**AIM**:
Gather, from the listing beneath this task, every line holding the string "React".

**DATASET EXTRACT**:
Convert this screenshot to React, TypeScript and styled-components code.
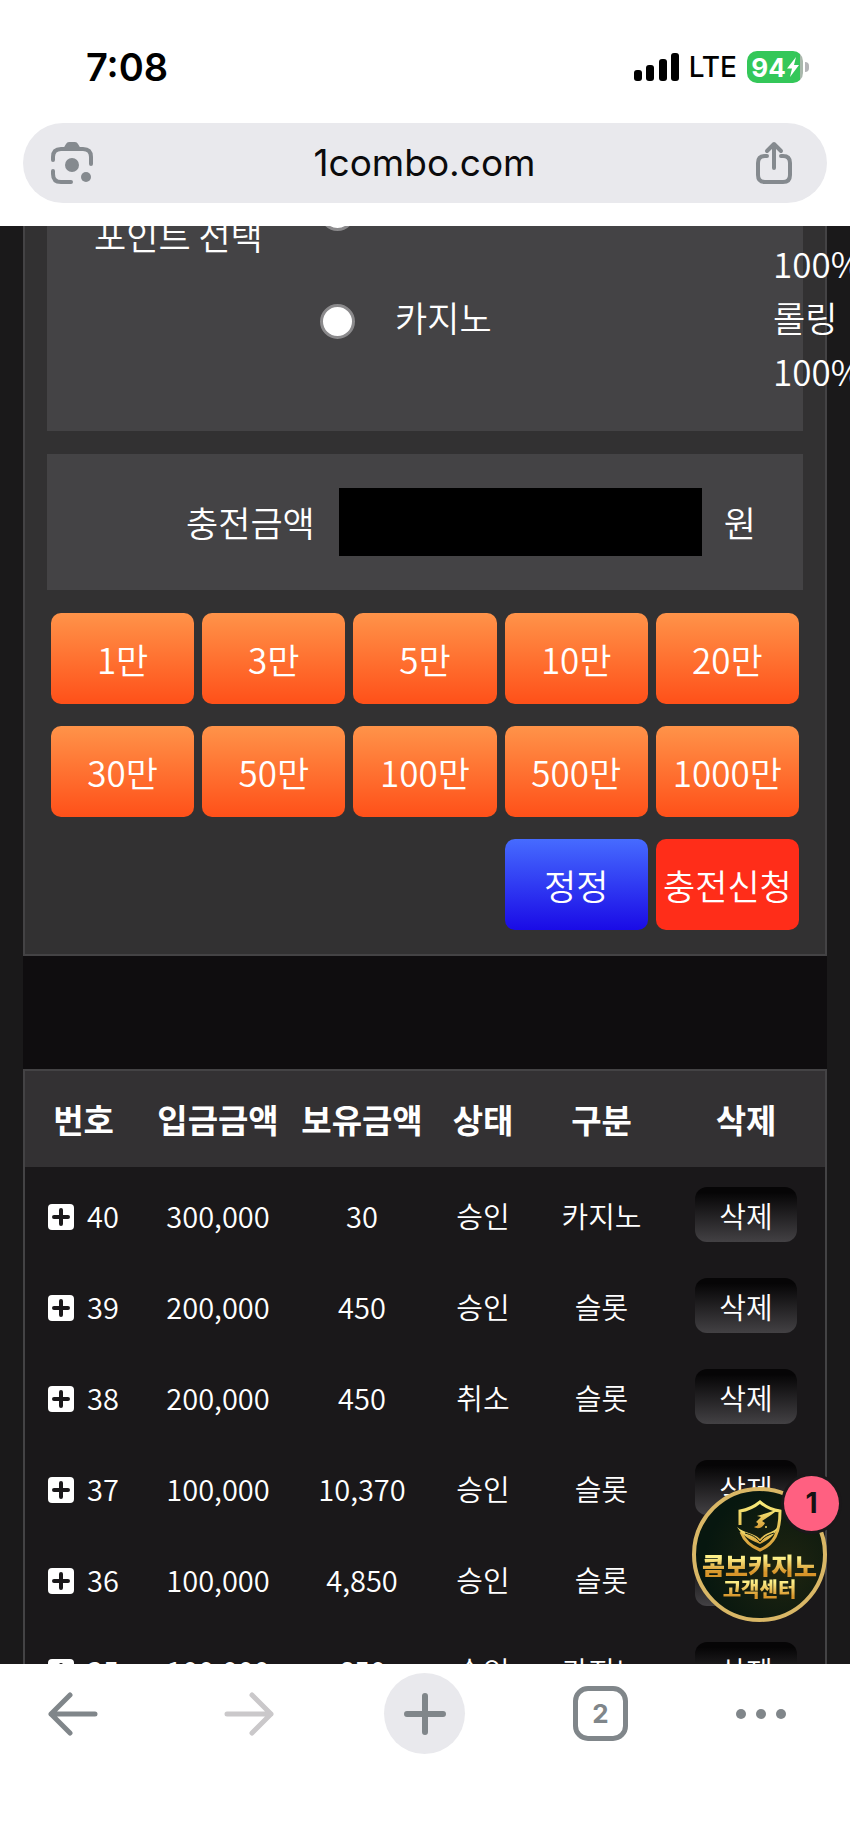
import React from "react";
import styled, { createGlobalStyle, css } from "styled-components";

const SITE_FONT = `"Noto Sans CJK KR", "Noto Sans", sans-serif`;
const SYSTEM_FONT = `Inter, "Liberation Sans", sans-serif`;

const GlobalStyle = createGlobalStyle`
  *, *::before, *::after { box-sizing: border-box; }
  body { margin: 0; background: #fff; }
  button, input { font: inherit; color: inherit; margin: 0; padding: 0; border: 0; }
  button { background: none; cursor: pointer; }
  svg { display: block; flex: none; }
`;

const Screen = styled.div`
  display: flex;
  flex-direction: column;
  height: 100vh;
  overflow: hidden;
  background: #fff;
  font-family: ${SYSTEM_FONT};
`;

const BrowserHeader = styled.header`
  flex: none;
  padding: 44px 23px 23px;
`;

const StatusBar = styled.div`
  display: flex;
  align-items: center;
  justify-content: space-between;
  height: 46px;
  padding: 0 18px 0 63px;
  color: #000;
`;

const Clock = styled.time`
  font-size: 38px;
  font-weight: 600;
  line-height: 46px;
`;

const StatusIcons = styled.div`
  display: flex;
  align-items: center;
`;

const Carrier = styled.span`
  margin: 0 10px 0 9px;
  font-size: 28px;
  font-weight: 500;
`;

const Battery = styled.span`
  display: flex;
  align-items: center;
  justify-content: center;
  gap: 1px;
  width: 56px;
  height: 32px;
  border-radius: 10px;
  background: linear-gradient(90deg, #34c759 94%, #a9b8ac 94%);
  color: #fff;
  font-size: 26px;
  font-weight: 700;
`;

const BatteryCap = styled.span`
  width: 4px;
  height: 10px;
  margin-left: 2px;
  border-radius: 0 4px 4px 0;
  background: #b5b5b8;
`;

const AddressBar = styled.div`
  display: flex;
  align-items: center;
  justify-content: space-between;
  height: 80px;
  margin-top: 33px;
  padding: 0 35px 0 28px;
  border-radius: 40px;
  background: #e9e9ed;
`;

const Address = styled.a`
  color: #0b0b0c;
  font-size: 37px;
  line-height: 46px;
  text-decoration: none;
`;

const IconButton = styled.button`
  display: flex;
  align-items: center;
  justify-content: center;
  color: #858a8f;
`;

const Viewport = styled.main`
  position: relative;
  flex: 1;
  min-height: 0;
  overflow: hidden;
  background: #1a191a;
  color: #fff;
  font-family: ${SITE_FONT};
  font-weight: 350;
`;

const Page = styled.div`
  margin: -99px 23px 0;
  background: #0f0d0f;
`;

const DepositForm = styled.form`
  display: flex;
  flex-direction: column;
  gap: 23px;
  padding: 22px 22px 24px;
  border: 2px solid #444345;
  background: #323132;
  font-size: 35px;
  line-height: 54px;
`;

const panel = css`
  background: #444345;
`;

const PointPanel = styled.div`
  ${panel}
  display: flex;
  padding: 31px 0 33px 47px;
`;

const PointTitle = styled.div`
  flex: none;
  width: 226px;
  padding-top: 26px;
`;

const PointOptions = styled.div`
  flex: 1;
`;

const PointOption = styled.label`
  display: grid;
  grid-template-columns: 35px 1fr 30px;
  column-gap: 40px;
  height: 108px;
`;

const Radio = styled.input`
  appearance: none;
  width: 35px;
  height: 35px;
  margin-top: 14px;
  border: 3px solid #8b8a8c;
  border-radius: 50%;
  background: #fff;
`;

const PointNote = styled.span`
  align-self: end;
  word-break: keep-all;
`;

const AmountPanel = styled.div`
  ${panel}
  display: flex;
  align-items: center;
  justify-content: flex-end;
  padding: 34px 47px;
`;

const AmountInput = styled.input`
  width: 363px;
  height: 68px;
  margin: 0 22px 0 24px;
  background: #000;
`;

const ButtonGrid = styled.div`
  display: grid;
  grid-template-columns: repeat(5, 1fr);
  gap: 22px 8px;
  margin: 0 4px;
`;

const tones = {
  amount: "linear-gradient(#ff9349, #ff5019)",
  reset: "linear-gradient(#466bff, #1a0be6)",
  submit: "#ff2d19",
};

const FormButton = styled.button<{ $tone: keyof typeof tones }>`
  height: 91px;
  border-radius: 10px;
  background: ${(p) => tones[p.$tone]};
  white-space: nowrap;
  ${(p) => p.$tone === "reset" && "grid-column: 4;"}
`;

const History = styled.section`
  margin-top: 113px;
  border: 2px solid #444345;
  background: #1a181a;
`;

const HistoryTable = styled.table`
  width: 100%;
  table-layout: fixed;
  border-collapse: collapse;
  font-size: 29px;
  line-height: 42px;
`;

const Column = styled.col<{ $width: number }>`
  width: ${(p) => p.$width}px;
`;

const HeadCell = styled.th`
  height: 96px;
  padding: 0;
  background: #333133;
  font-size: 33px;
  font-weight: 700;
  white-space: nowrap;
`;

const Cell = styled.td`
  height: 91px;
  padding: 4px 0 0;
  text-align: center;
`;

const NumberBox = styled.div`
  display: flex;
  align-items: center;
  gap: 13px;
  padding-left: 23px;
`;

const ExpandButton = styled.button`
  display: block;
  padding-top: 4px;
`;

const DeleteButton = styled.button`
  display: block;
  width: 102px;
  height: 55px;
  margin: 0 auto;
  border-radius: 12px;
  background: linear-gradient(#060506 10%, #434144);
`;

const SupportButton = styled.button`
  position: absolute;
  right: 23px;
  bottom: 42px;
  width: 135px;
  height: 135px;
  border: 4px solid #d9b766;
  border-radius: 50%;
  background: radial-gradient(circle at 70% 60%, #1f2410, #07170f 70%);
  display: flex;
  flex-direction: column;
  align-items: center;
  padding-top: 8px;
`;

const GoldText = styled.span<{ $size: number }>`
  background: linear-gradient(#fdf08a 20%, #d7952a 80%);
  background-clip: text;
  -webkit-background-clip: text;
  color: transparent;
  font-size: ${(p) => p.$size}px;
  line-height: 24px;
  font-weight: 900;
  white-space: nowrap;
`;

const UnreadBadge = styled.span`
  position: absolute;
  right: -16px;
  top: -15px;
  width: 55px;
  height: 55px;
  border-radius: 50%;
  background: #ff6081;
  box-shadow: 0 0 0 3px #1a181a;
  color: #151213;
  font: 700 28px/55px ${SYSTEM_FONT};
`;

const BrowserNav = styled.nav`
  flex: none;
  display: flex;
  justify-content: space-between;
  padding: 9px 33px 87px 32px;
`;

const NavButton = styled.button<{ $filled?: boolean; $start?: boolean }>`
  display: flex;
  align-items: center;
  justify-content: ${(p) => (p.$start ? "flex-start" : "center")};
  width: 81px;
  height: 81px;
  border-radius: 50%;
  background: ${(p) => (p.$filled ? "#e9e9ed" : "none")};
  color: #80868a;
`;

const TabCount = styled.span`
  width: 55px;
  height: 55px;
  border: 5px solid #80868a;
  border-radius: 15px;
  font-size: 26px;
  font-weight: 700;
  line-height: 45px;
  text-align: center;
`;

const SignalIcon = () => (
  <svg width="46" height="30" viewBox="0 0 46 30" fill="#000" aria-hidden="true">
    <rect x="0" y="18" width="8" height="11" rx="3" />
    <rect x="12" y="13" width="8" height="16" rx="3" />
    <rect x="25" y="7" width="8" height="22" rx="3" />
    <rect x="37" y="1" width="8" height="28" rx="3" />
  </svg>
);

const BoltIcon = () => (
  <svg width="12" height="20" viewBox="0 0 12 20" fill="#fff" aria-hidden="true">
    <path d="M9 0L0 11.500H5L3 20L12 8H7Z" />
  </svg>
);

const LensIcon = () => (
  <svg width="42" height="42" viewBox="0 0 42 42" fill="none" stroke="currentColor" strokeWidth="4" strokeLinecap="round" aria-hidden="true">
    <path d="M2 18V15Q2 7 10 7H32Q40 7 40 15V22" />
    <path d="M2 29V32Q2 40 10 40H20" />
    <path d="M12 7L15 2Q16 0 18 0H24Q26 0 27 2L30 7Z" fill="currentColor" stroke="none" />
    <circle cx="21" cy="23" r="7" fill="currentColor" stroke="none" />
    <circle cx="35" cy="35" r="5" fill="currentColor" stroke="none" />
  </svg>
);

const ShareIcon = () => (
  <svg width="36" height="44" viewBox="0 0 36 44" fill="none" stroke="currentColor" strokeWidth="4" strokeLinecap="round" strokeLinejoin="round" aria-hidden="true">
    <path d="M11 15H9Q2 15 2 22V34Q2 41 9 41H27Q34 41 34 34V22Q34 15 27 15H25" />
    <path d="M18 27V3M11 10L18 3L25 10" />
  </svg>
);

const ExpandIcon = () => (
  <svg width="26" height="26" viewBox="0 0 26 26" aria-hidden="true">
    <rect width="26" height="26" rx="4" fill="#fff" />
    <path d="M13 6V20M6 13H20" stroke="#1a181a" strokeWidth="4" strokeLinecap="round" />
  </svg>
);

const ArrowIcon = ({ forward = false }: { forward?: boolean }) => (
  <svg width="50" height="44" viewBox="0 0 50 44" fill="none" stroke={forward ? "#cac8ca" : "currentColor"} strokeWidth="5" strokeLinecap="round" strokeLinejoin="round" aria-hidden="true">
    {forward ? <path d="M3 22H47M28 3L47 22L28 41" /> : <path d="M47 22H3M22 3L3 22L22 41" />}
  </svg>
);

const PlusIcon = () => (
  <svg width="42" height="42" viewBox="0 0 42 42" stroke="currentColor" strokeWidth="6" strokeLinecap="round" aria-hidden="true">
    <path d="M21 3V39M3 21H39" />
  </svg>
);

const DotsIcon = () => (
  <svg width="50" height="12" viewBox="0 0 50 12" fill="currentColor" aria-hidden="true">
    <circle cx="5" cy="6" r="5" />
    <circle cx="25" cy="6" r="5" />
    <circle cx="45" cy="6" r="5" />
  </svg>
);

const ShieldLogo = () => (
  <svg width="46" height="54" viewBox="0 0 46 54" fill="none" aria-hidden="true">
    <defs>
      <linearGradient id="gold" x1="0" y1="0" x2="0" y2="1">
        <stop offset="0" stopColor="#f8ec7a" />
        <stop offset="1" stopColor="#d59a35" />
      </linearGradient>
    </defs>
    <path d="M3 26V12C10 11 17 8 23 3C29 8 35 11 43 12C43 34 37 45 23 51C13 47 7 41 4 33" stroke="url(#gold)" strokeWidth="3" />
    <path d="M0 28C8 35 16 33 23 40C29 33 36 34 41 28C37 38 29 42 23 45C16 42 6 38 0 28Z" fill="url(#gold)" />
    <path d="M8 34C15 36 19 38 23 43C27 38 31 36 37 34" stroke="#07170f" strokeWidth="1" />
    <path d="M20 17L30 14L42 10L34 16L25 22L28 24C25 30 20 30 17 28C22 27 22 24 19 23L24 18Z" fill="url(#gold)" />
    <circle cx="29" cy="28" r="1" fill="#f1d76a" />
  </svg>
);

const amounts = ["1만", "3만", "5만", "10만", "20만", "30만", "50만", "100만", "500만", "1000만"];

const columns = [
  { title: "번호", width: 117 },
  { title: "입금금액", width: 152 },
  { title: "보유금액", width: 136 },
  { title: "상태", width: 106 },
  { title: "구분", width: 131 },
  { title: "삭제", width: 158 },
];

const deposits = [
  { id: 40, amount: "300,000", balance: "30", status: "승인", kind: "카지노" },
  { id: 39, amount: "200,000", balance: "450", status: "승인", kind: "슬롯" },
  { id: 38, amount: "200,000", balance: "450", status: "취소", kind: "슬롯" },
  { id: 37, amount: "100,000", balance: "10,370", status: "승인", kind: "슬롯" },
  { id: 36, amount: "100,000", balance: "4,850", status: "승인", kind: "슬롯" },
  { id: 35, amount: "100,000", balance: "650", status: "승인", kind: "카지노" },
];

export default function App() {
  return (
    <Screen>
      <GlobalStyle />
      <BrowserHeader>
        <StatusBar>
          <Clock>7:08</Clock>
          <StatusIcons>
            <SignalIcon />
            <Carrier>LTE</Carrier>
            <Battery>
              94
              <BoltIcon />
            </Battery>
            <BatteryCap />
          </StatusIcons>
        </StatusBar>
        <AddressBar>
          <IconButton type="button" aria-label="Lens">
            <LensIcon />
          </IconButton>
          <Address href="#">1combo.com</Address>
          <IconButton type="button" aria-label="Share">
            <ShareIcon />
          </IconButton>
        </AddressBar>
      </BrowserHeader>

      <Viewport>
        <Page>
          <DepositForm onSubmit={(e) => e.preventDefault()}>
            <PointPanel role="radiogroup" aria-labelledby="point-title">
              <PointTitle id="point-title">포인트 선택</PointTitle>
              <PointOptions>
                <PointOption>
                  <Radio type="radio" name="point" aria-label="슬롯" />
                  <span />
                  <PointNote>100%</PointNote>
                </PointOption>
                <PointOption>
                  <Radio type="radio" name="point" />
                  <span>카지노</span>
                  <PointNote>롤링 100%</PointNote>
                </PointOption>
              </PointOptions>
            </PointPanel>
            <AmountPanel>
              <label htmlFor="amount">충전금액</label>
              <AmountInput id="amount" type="text" inputMode="numeric" />
              <span>원</span>
            </AmountPanel>
            <ButtonGrid>
              {amounts.map((amount) => (
                <FormButton key={amount} type="button" $tone="amount">
                  {amount}
                </FormButton>
              ))}
              <FormButton type="reset" $tone="reset">정정</FormButton>
              <FormButton type="submit" $tone="submit">충전신청</FormButton>
            </ButtonGrid>
          </DepositForm>

          <History>
            <HistoryTable>
              <colgroup>
                {columns.map((c) => (
                  <Column key={c.title} $width={c.width} />
                ))}
              </colgroup>
              <thead>
                <tr>
                  {columns.map((c) => (
                    <HeadCell key={c.title} scope="col">{c.title}</HeadCell>
                  ))}
                </tr>
              </thead>
              <tbody>
                {deposits.map((d) => (
                  <tr key={d.id}>
                    <Cell>
                      <NumberBox>
                        <ExpandButton type="button" aria-label={`${d.id}`}>
                          <ExpandIcon />
                        </ExpandButton>
                        {d.id}
                      </NumberBox>
                    </Cell>
                    <Cell>{d.amount}</Cell>
                    <Cell>{d.balance}</Cell>
                    <Cell>{d.status}</Cell>
                    <Cell>{d.kind}</Cell>
                    <Cell>
                      <DeleteButton type="button">삭제</DeleteButton>
                    </Cell>
                  </tr>
                ))}
              </tbody>
            </HistoryTable>
          </History>
        </Page>
        <SupportButton type="button">
          <ShieldLogo />
          <GoldText $size={25}>콤보카지노</GoldText>
          <GoldText $size={20}>고객센터</GoldText>
          <UnreadBadge>1</UnreadBadge>
        </SupportButton>
      </Viewport>

      <BrowserNav>
        <NavButton type="button" aria-label="Back">
          <ArrowIcon />
        </NavButton>
        <NavButton type="button" aria-label="Forward">
          <ArrowIcon forward />
        </NavButton>
        <NavButton type="button" aria-label="New tab" $filled>
          <PlusIcon />
        </NavButton>
        <NavButton type="button" aria-label="Tabs">
          <TabCount>2</TabCount>
        </NavButton>
        <NavButton type="button" aria-label="Menu" $start>
          <DotsIcon />
        </NavButton>
      </BrowserNav>
    </Screen>
  );
}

**EXERCISE SOLUTION**:
Convert this screenshot to React, TypeScript and styled-components code.
import React from "react";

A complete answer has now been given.